Dans les Pays d'État, les États Provinciaux se préoccupent de préserver la spécificité des traditions que deux-cent-quatre-vingt-cinq coutumes perpétuent au nord de la Loire.
Dans les Pays d'Élection huit Parlements, dont celui de Rouen, vérifient les lois, jugent en dernier ressort et rendent les arrêts d'administration publique.
Les circonscriptions administratives ne coïncident pas. Les six diocèses, les trois généralités de Normandie, les gouvernements militaires et les baillages se chevauchent. L'Intendant est roi dans sa province. Les Parlements, les États, le Lieutenant-général, rognent son omnipotence.
Le fisc prélève deux sortes d’impôts : l'impôt direct, sur le revenu et sur les biens. L'impôt indirect, les Aides, les Traites et la Gabelle. Le mode de perception de ces impôts varie selon la province. Le clergé est exonéré des impôts directs, la noblesse de la Taille. L'Intendant répartit l'impôt entre les paroisses. Les populations exècrent les agents de la Ferme et les préposés à la répression de la fraude : les gabelous suscitent des haines inexpiables.
Le bonheur français commence à se dégrader en 1778. Les trop belles moissons provoquent l'effondrement des cours. La libre circulation des grains n'enrayera pas la catastrophe céréalière. En 1785, la sécheresse fane les herbages. La détresse des campagnes se répercute sur l'industrie et les fabriques.

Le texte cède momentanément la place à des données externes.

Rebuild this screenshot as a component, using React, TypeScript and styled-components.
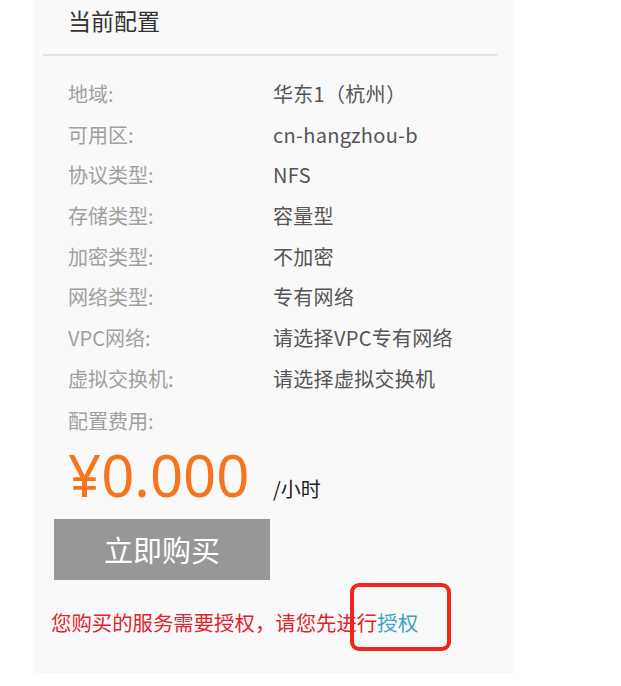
import React, { FC } from 'react';
import styled, { createGlobalStyle } from 'styled-components';

const GlobalStyle = createGlobalStyle`
  body {
    margin: 0;
    background: #ffffff;
    font-family: "Noto Sans CJK SC", "Noto Sans", sans-serif;
  }
`;

const Panel = styled.div`
  position: relative;
  margin-left: 33px;
  width: 480px;
  height: 673px;
  background-color: #f9f9f9;
  display: flex;
  flex-direction: column;
`;

const Title = styled.div`
  padding-left: 35px;
  height: 40px;
  line-height: 40px;
  font-size: 23px;
  color: #333333;
`;

const Divider = styled.div`
  margin: 14px 16px 0 10px;
  height: 2px;
  background-color: #e2e2e2;
`;

const Rows = styled.div`
  margin-top: 17px;
  padding-left: 35px;
  display: flex;
  flex-direction: column;
`;

const Row = styled.div`
  display: grid;
  grid-template-columns: 205px 1fr;
  height: 40.7px;
  align-items: center;
  font-size: 20px;
`;

const Label = styled.span`
  color: #a0a0a0;
`;

const Value = styled.span`
  color: #555555;
  letter-spacing: 0.3px;
`;

const FeeLabel = styled.div`
  margin-top: 10px;
  padding-left: 35px;
  height: 24px;
  line-height: 24px;
  font-size: 20px;
  color: #a0a0a0;
`;

const PriceLine = styled.div`
  padding: 2px 0 0 35px;
  display: flex;
  align-items: baseline;
`;

const Price = styled.span`
  width: 205px;
  font-size: 58px;
  line-height: 80px;
  color: #f5751e;
  font-family: "Noto Sans", "Noto Sans CJK SC", sans-serif;
`;

const Unit = styled.span`
  font-size: 20px;
  color: #222222;
`;

const BuyButton = styled.button`
  margin: 4px 0 0 21px;
  width: 216px;
  height: 61px;
  border: none;
  background-color: #979797;
  color: #ffffff;
  font-family: inherit;
  font-size: 29px;
  cursor: pointer;
  padding: 0;
`;

const Notice = styled.div`
  margin: 28px 0 0 18px;
  font-size: 20.4px;
  line-height: 28px;
  color: #e0242e;
`;

const AuthLink = styled.a`
  color: #3aa5bf;
  text-decoration: none;
`;

const Highlight = styled.div`
  position: absolute;
  left: 317px;
  top: 583px;
  width: 93px;
  height: 60px;
  border: 4px solid #f2251a;
  border-radius: 9px;
  pointer-events: none;
`;

const config: [string, string][] = [
  ['地域:', '华东1（杭州）'],
  ['可用区:', 'cn-hangzhou-b'],
  ['协议类型:', 'NFS'],
  ['存储类型:', '容量型'],
  ['加密类型:', '不加密'],
  ['网络类型:', '专有网络'],
  ['VPC网络:', '请选择VPC专有网络'],
  ['虚拟交换机:', '请选择虚拟交换机'],
];

const App: FC = () => (
  <>
    <GlobalStyle />
    <Panel>
      <Title>当前配置</Title>
      <Divider />
      <Rows>
        {config.map(([label, value]) => (
          <Row key={label}>
            <Label>{label}</Label>
            <Value>{value}</Value>
          </Row>
        ))}
      </Rows>
      <FeeLabel>配置费用:</FeeLabel>
      <PriceLine>
        <Price>¥0.000</Price>
        <Unit>/小时</Unit>
      </PriceLine>
      <div>
        <BuyButton>立即购买</BuyButton>
      </div>
      <Notice>
        您购买的服务需要授权，请您先进行<AuthLink href="#">授权</AuthLink>
      </Notice>
      <Highlight />
    </Panel>
  </>
);

export default App;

Afin qu'ils l'aident de leurs suggestions, le monarque convoque le 22 février 1787 cent quarante-quatre notables. Le 25 mai, les « sages » ne lui proposeront rien de concret. En 1789, Louis XVI, répondant aux souhaits des libéraux, convoque, le 1er mai, les États-généraux. Aussitôt le Tiers exige le doublement de sa députation, et le « vote par tête » à la place du coutumier « vote par Ordre ». Le 4 août, les États-généraux, devenus Assemblée nationale, abrogent les privilèges des provinces, jugés « féodaux ». L'Assemblée nationale morcelle la France en quatre-vingt-trois départements ... devenus égaux en droit mais surtout isolés devant la puissance de Paris qui s'arroge l'exclusivité du civisme.